As with most black, white, and steel watches, the Alkin Model Two lends itself to a huge array of straps. I’ve had it on leather, suede, rubber, black, brown, green, red—it all works. If you’re planning to do a lot of swapping, this watch obviously won’t work with thinner, dressier straps. But everything else is fair game, and the 20mm lugs make your options endless. If you’re not one for swapping out and want to stick with the stock bracelet, you’ll be quite happy doing so. Fully brushed with solid links throughout and a milled clasp, the bracelet is every bit as sturdy as the case. Screw pins make adjustments easy, and there are six micro adjustments on the clasp for fine-tuning.


While I had this watch in, I kept reaching for it to wear, violating my policy of not wearing the same watch two days in a row. The watch just seemed to be a good choice all the time. Some people only see design that leaps out at them.
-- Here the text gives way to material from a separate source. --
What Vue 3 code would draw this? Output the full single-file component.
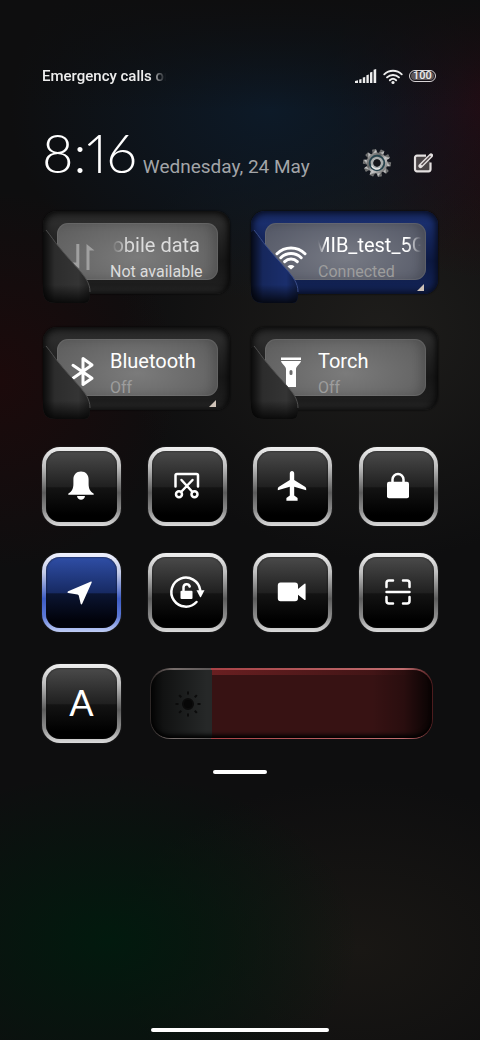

But just as jazz is as much about the notes you don’t play, design is in large part about the elements you don’t notice. While there is certainly joy in a striking design, there can be equal joy in a watch being so clean and well-executed that there is nothing to notice. The Model Two is such a watch: a distillation of form and function executed so well you barely notice it.


The Alkin Model Two is priced perfectly at around $399 (especially the blue and black dials). A highly legible, highly wearable, and highly enjoyable compressor diver. The pre-order is now live, so if you’re game, the game is on.